— Start TASK INPUTS —

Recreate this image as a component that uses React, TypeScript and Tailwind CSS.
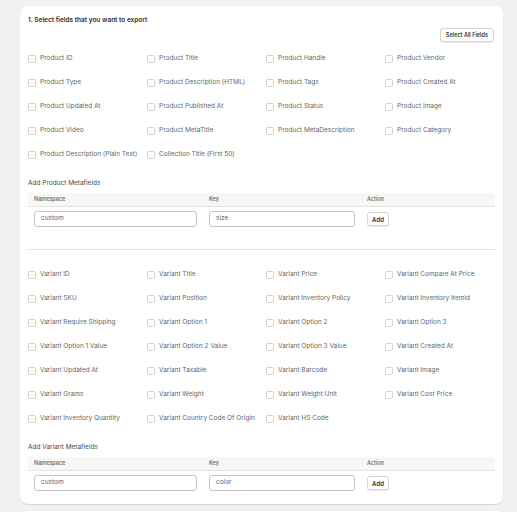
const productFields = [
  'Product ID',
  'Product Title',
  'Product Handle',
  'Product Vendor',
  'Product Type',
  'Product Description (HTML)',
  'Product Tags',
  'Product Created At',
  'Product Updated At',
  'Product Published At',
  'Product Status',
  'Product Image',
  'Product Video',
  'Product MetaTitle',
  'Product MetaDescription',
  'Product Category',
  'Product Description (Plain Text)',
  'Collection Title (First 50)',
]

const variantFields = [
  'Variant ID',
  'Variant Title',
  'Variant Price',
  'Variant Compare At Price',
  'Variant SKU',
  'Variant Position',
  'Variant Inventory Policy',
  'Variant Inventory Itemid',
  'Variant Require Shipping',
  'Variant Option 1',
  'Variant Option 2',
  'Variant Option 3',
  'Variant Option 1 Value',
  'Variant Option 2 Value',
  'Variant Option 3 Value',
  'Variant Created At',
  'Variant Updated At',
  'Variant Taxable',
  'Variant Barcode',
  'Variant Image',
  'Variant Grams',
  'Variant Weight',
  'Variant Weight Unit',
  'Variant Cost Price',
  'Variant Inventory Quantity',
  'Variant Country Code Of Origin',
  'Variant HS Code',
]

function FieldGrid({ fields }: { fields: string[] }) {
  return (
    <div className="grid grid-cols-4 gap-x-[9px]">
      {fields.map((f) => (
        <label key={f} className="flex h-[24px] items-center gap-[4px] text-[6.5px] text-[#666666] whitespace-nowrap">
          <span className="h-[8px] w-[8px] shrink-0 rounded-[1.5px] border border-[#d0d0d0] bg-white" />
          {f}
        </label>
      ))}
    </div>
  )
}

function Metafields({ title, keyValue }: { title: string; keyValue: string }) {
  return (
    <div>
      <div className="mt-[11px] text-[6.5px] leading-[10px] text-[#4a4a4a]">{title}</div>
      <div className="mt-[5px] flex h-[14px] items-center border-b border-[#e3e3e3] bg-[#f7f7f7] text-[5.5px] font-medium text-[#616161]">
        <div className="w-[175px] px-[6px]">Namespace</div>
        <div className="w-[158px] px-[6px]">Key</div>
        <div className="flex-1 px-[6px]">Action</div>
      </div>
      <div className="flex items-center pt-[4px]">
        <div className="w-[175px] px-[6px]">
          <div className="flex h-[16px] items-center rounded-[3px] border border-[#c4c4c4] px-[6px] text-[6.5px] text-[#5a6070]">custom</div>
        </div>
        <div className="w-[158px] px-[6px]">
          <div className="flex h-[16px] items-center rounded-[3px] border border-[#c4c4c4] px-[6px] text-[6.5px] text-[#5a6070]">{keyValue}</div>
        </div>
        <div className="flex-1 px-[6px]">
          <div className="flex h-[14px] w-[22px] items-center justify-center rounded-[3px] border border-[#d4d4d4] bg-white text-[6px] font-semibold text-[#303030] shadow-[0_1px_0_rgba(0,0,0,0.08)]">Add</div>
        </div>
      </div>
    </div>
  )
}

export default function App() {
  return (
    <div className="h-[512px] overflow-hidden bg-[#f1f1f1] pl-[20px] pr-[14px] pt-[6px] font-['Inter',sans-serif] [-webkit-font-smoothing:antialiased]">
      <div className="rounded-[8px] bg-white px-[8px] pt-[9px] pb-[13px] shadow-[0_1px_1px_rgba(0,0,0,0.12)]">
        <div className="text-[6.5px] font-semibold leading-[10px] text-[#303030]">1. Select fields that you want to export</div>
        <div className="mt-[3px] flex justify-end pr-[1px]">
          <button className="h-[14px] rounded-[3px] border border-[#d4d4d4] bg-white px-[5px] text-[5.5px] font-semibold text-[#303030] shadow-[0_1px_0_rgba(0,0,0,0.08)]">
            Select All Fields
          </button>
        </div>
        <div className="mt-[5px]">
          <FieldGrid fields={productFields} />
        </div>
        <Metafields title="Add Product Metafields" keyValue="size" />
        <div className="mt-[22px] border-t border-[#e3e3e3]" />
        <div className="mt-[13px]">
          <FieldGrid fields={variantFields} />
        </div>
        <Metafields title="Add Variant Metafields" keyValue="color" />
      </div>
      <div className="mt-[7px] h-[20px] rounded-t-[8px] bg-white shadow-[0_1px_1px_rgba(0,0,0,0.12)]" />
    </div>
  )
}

— End TASK INPUTS —
— Start TASK INPUTS —

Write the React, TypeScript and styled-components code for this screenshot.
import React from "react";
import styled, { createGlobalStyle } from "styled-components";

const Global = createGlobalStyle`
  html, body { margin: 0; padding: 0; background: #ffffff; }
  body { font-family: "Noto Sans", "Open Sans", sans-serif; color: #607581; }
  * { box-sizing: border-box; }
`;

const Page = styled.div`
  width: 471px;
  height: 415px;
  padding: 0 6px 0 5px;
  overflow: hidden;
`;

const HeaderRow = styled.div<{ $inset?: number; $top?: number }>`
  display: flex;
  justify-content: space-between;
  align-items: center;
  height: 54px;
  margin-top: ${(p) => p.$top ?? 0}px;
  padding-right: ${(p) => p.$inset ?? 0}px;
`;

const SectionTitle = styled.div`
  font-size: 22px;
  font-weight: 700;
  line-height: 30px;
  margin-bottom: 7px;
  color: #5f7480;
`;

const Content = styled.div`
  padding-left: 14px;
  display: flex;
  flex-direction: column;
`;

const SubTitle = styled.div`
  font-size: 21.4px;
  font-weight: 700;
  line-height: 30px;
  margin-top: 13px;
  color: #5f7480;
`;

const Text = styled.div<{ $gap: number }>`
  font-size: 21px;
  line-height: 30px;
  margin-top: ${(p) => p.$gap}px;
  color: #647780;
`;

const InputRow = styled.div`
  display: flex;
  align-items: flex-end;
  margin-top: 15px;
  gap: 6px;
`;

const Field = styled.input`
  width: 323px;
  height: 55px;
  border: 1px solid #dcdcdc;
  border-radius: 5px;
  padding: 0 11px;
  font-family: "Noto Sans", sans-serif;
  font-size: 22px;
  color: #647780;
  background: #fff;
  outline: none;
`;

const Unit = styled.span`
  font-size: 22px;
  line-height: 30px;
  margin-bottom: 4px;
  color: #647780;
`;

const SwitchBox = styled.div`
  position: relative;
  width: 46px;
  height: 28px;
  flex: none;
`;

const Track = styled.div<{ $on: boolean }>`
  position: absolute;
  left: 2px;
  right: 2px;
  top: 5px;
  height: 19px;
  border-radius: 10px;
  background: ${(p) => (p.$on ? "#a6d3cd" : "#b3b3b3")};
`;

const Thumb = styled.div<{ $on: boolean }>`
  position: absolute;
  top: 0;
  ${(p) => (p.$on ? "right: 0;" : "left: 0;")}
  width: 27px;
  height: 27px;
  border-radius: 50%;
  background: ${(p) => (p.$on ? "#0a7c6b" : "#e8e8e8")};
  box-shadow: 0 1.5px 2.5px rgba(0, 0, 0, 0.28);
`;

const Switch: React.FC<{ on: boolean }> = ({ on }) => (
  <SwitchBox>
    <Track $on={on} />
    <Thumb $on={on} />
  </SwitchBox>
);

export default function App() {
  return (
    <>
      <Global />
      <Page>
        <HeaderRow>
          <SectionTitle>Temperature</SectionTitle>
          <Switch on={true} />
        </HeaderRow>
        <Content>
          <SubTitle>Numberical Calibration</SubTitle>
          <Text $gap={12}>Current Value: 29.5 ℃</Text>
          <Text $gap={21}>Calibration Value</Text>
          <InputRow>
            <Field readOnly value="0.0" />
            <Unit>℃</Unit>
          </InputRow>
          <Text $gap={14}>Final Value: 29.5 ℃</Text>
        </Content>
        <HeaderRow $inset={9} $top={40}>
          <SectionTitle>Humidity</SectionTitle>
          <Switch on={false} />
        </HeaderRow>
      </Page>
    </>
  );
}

— End TASK INPUTS —
— Start TASK INPUTS —

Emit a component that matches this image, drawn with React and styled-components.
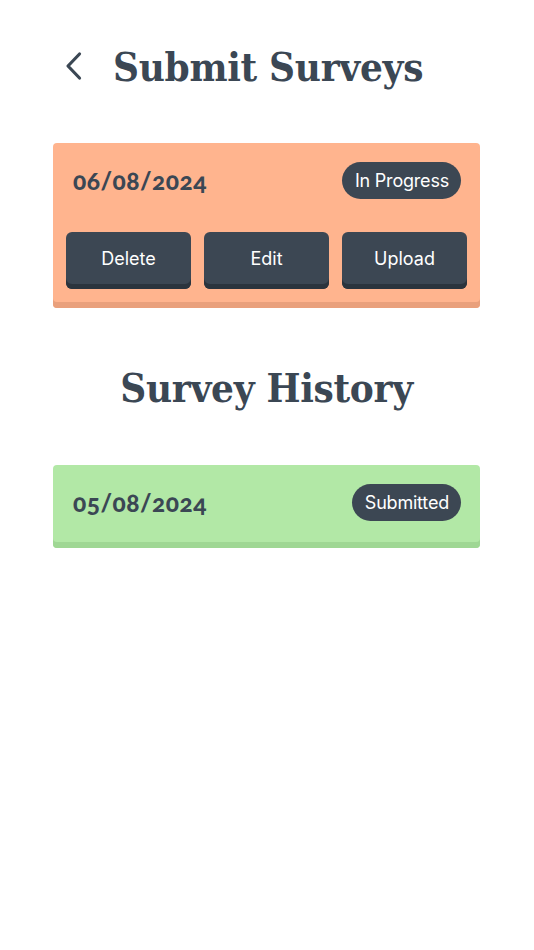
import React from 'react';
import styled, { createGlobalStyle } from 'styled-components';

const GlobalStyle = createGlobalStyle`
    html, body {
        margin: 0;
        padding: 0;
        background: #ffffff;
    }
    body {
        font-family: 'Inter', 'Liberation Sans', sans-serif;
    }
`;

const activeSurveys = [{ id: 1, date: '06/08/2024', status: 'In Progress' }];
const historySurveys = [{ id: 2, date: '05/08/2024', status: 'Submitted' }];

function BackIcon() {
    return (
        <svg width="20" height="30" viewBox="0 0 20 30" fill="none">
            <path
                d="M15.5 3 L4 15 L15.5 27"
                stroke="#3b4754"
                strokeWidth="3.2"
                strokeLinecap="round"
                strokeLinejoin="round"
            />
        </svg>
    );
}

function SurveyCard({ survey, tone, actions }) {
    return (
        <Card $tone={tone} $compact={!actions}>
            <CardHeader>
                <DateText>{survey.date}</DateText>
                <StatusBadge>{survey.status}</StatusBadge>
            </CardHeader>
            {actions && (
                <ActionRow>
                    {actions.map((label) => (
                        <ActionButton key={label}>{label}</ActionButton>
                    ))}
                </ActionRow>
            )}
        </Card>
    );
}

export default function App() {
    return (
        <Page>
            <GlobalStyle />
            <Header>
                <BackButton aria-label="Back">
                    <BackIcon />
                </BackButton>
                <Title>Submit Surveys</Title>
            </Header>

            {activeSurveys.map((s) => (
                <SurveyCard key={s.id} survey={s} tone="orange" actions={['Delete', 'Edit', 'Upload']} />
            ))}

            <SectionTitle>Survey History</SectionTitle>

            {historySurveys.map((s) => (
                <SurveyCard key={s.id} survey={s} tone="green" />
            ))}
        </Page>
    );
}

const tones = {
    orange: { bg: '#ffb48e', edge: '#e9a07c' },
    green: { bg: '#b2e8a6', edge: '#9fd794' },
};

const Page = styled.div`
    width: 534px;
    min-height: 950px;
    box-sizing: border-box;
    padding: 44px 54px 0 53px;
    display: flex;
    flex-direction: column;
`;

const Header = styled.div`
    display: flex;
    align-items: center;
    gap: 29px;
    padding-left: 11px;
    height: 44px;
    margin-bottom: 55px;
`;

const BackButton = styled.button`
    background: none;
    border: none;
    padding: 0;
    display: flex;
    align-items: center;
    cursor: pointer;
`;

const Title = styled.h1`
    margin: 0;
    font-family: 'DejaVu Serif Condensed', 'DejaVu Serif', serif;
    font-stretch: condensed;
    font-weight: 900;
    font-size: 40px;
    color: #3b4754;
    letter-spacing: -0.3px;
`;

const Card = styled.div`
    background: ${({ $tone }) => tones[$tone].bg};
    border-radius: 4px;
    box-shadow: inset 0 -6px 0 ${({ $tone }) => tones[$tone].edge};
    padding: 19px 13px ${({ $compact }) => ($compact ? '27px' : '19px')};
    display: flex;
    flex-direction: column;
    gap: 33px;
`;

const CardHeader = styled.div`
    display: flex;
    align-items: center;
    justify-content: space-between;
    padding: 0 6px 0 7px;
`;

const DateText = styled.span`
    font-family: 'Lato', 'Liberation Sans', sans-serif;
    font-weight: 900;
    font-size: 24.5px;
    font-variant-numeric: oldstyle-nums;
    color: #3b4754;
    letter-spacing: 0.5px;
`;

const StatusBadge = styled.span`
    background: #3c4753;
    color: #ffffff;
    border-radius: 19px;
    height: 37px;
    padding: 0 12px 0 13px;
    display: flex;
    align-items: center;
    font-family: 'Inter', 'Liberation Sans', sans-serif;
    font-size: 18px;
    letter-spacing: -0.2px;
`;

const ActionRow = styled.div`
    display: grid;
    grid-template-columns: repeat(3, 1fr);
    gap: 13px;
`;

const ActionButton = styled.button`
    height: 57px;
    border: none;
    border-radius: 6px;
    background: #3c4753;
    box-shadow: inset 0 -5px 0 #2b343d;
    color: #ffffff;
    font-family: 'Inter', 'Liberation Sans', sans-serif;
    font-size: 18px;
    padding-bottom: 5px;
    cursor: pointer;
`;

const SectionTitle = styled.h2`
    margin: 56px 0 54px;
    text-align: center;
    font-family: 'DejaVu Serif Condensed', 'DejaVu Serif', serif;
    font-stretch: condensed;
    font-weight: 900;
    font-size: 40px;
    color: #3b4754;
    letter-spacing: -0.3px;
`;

— End TASK INPUTS —

§ **WRITTEN TASK**: State the count of lines in the data holding the word "this", adding nothing to it.

§ **SOLUTION**: 3